| Data provided |
________
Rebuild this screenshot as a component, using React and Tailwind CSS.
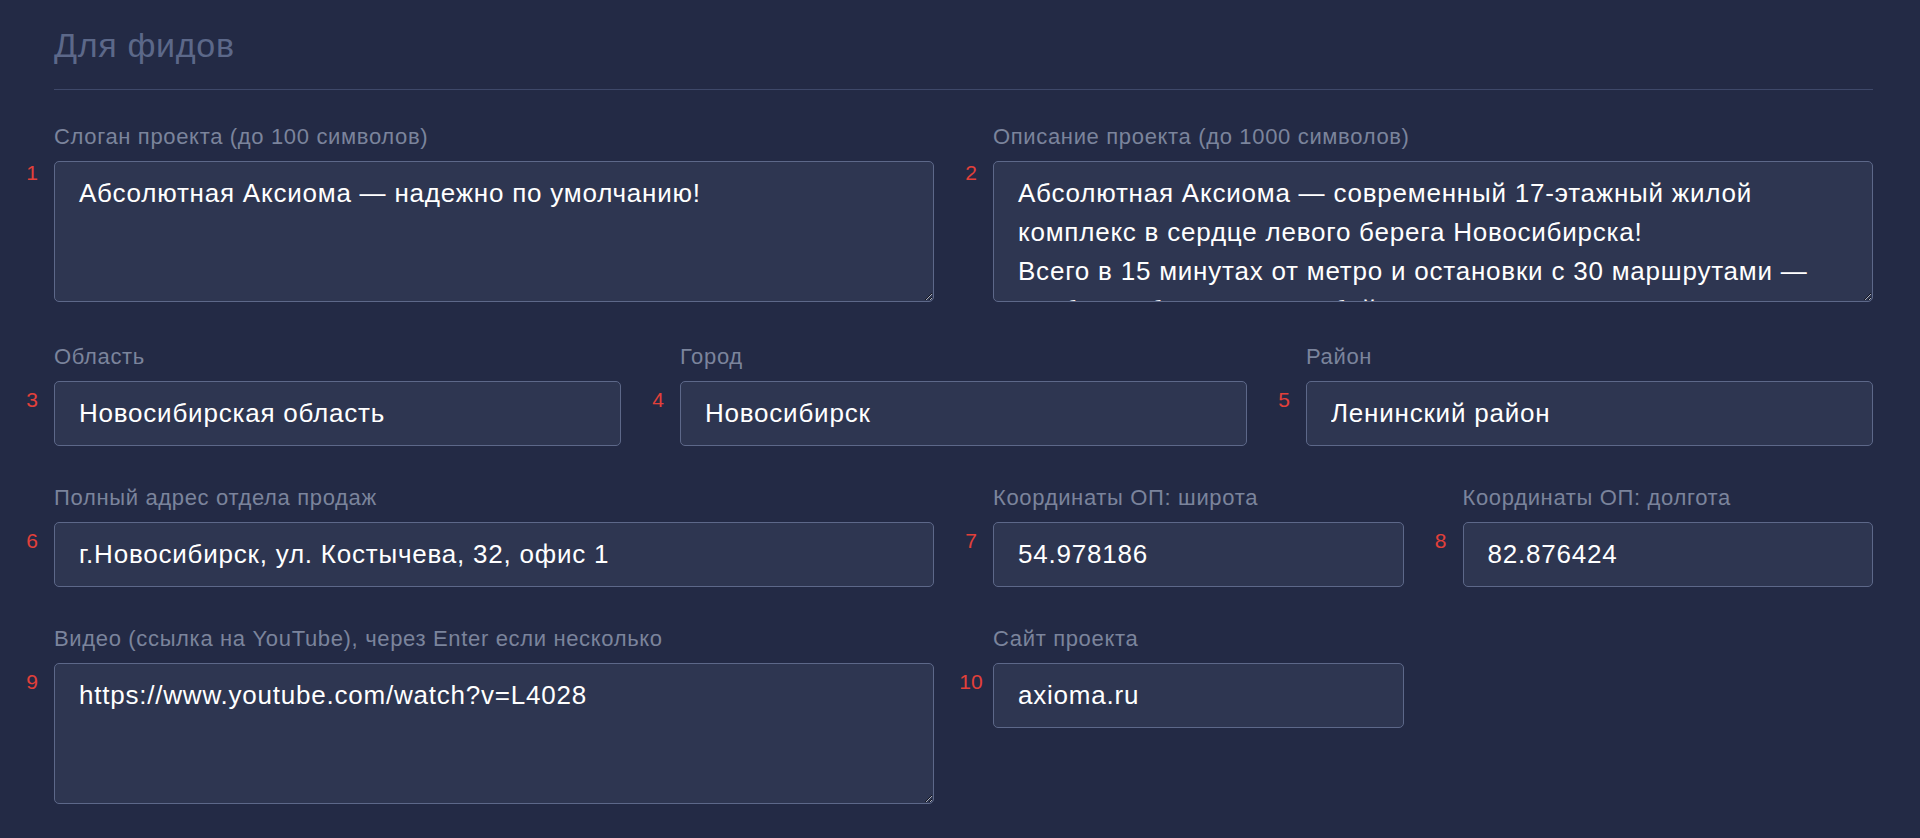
import React from 'react';

const font = { fontFamily: '"Liberation Sans", Arial, sans-serif' };

const description =
  'Абсолютная Аксиома — современный 17-этажный жилой комплекс в сердце левого берега Новосибирска!\nВсего в 15 минутах от метро и остановки с 30 маршрутами — удобно добираться в любой конец города.';

const rows = [
  [
    { n: 1, label: 'Слоган проекта (до 100 символов)', value: 'Абсолютная Аксиома — надежно по умолчанию!', area: true, span: 'col-span-6', top: 'top-[1px]' },
    { n: 2, label: 'Описание проекта (до 1000 символов)', value: description, area: true, span: 'col-span-6', top: 'top-[1px]' },
  ],
  [
    { n: 3, label: 'Область', value: 'Новосибирская область', span: 'col-span-4' },
    { n: 4, label: 'Город', value: 'Новосибирск', span: 'col-span-4' },
    { n: 5, label: 'Район', value: 'Ленинский район', span: 'col-span-4' },
  ],
  [
    { n: 6, label: 'Полный адрес отдела продаж', value: 'г.Новосибирск, ул. Костычева, 32, офис 1', span: 'col-span-6' },
    { n: 7, label: 'Координаты ОП: широта', value: '54.978186', span: 'col-span-3' },
    { n: 8, label: 'Координаты ОП: долгота', value: '82.876424', span: 'col-span-3' },
  ],
  [
    { n: 9, label: 'Видео (ссылка на YouTube), через Enter если несколько', value: 'https://www.youtube.com/watch?v=L4028', area: true, span: 'col-span-6' },
    { n: 10, label: 'Сайт проекта', value: 'axioma.ru', span: 'col-span-3' },
  ],
];

// отступы между рядами
const rowGap = ['', 'mt-[38px]', 'mt-[35px]', 'mt-[35px]'];

const boxCls =
  'block w-full rounded-[5px] border border-[#5d6889] bg-[#2e3651] px-6 py-3 text-[26px] leading-[39px] tracking-[0.03em] text-white outline-none';

function Field({ f }) {
  return (
    <div className={f.span}>
      <div className="mb-[8px] text-[22px] leading-[33px] tracking-[0.03em] text-[#7b849c]">{f.label}</div>
      <div className="relative">
        <span className={`absolute left-[-35px] w-[26px] text-center text-[21px] leading-none text-[#e2403a] ${f.top || 'top-[8px]'}`}>
          {f.n}
        </span>
        {f.area ? (
          <textarea
            readOnly
            value={f.value}
            className={`${boxCls} h-[141px] resize overflow-hidden scheme-dark`}
            style={font}
          />
        ) : (
          <input readOnly value={f.value} className={`${boxCls} h-[65px]`} style={font} />
        )}
      </div>
    </div>
  );
}

export default function App() {
  return (
    <div className="min-h-screen bg-[#232a45]" style={font}>
      <div className="w-[1873px] pl-[54px] pt-[25px]">
        <h2 className="text-[34px] leading-[40px] tracking-[0.02em] text-[#5c6889]">Для фидов</h2>
        <div className="mt-[24px] h-px bg-[#3e4869]" />

        <div className="mt-[30px]">
          {rows.map((row, i) => (
            <div key={i} className={`grid grid-cols-12 gap-x-[59px] ${rowGap[i]}`}>
              {row.map((f) => (
                <Field key={f.n} f={f} />
              ))}
            </div>
          ))}
        </div>
      </div>
    </div>
  );
}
________
| Written instruction |
Take the material above from its first line through the line holding "любой конец города.';" and set it down exactly, without the pictures.

| The response |
Rebuild this screenshot as a component, using React and Tailwind CSS.
import React from 'react';

const font = { fontFamily: '"Liberation Sans", Arial, sans-serif' };

const description =
  'Абсолютная Аксиома — современный 17-этажный жилой комплекс в сердце левого берега Новосибирска!\nВсего в 15 минутах от метро и остановки с 30 маршрутами — удобно добираться в любой конец города.';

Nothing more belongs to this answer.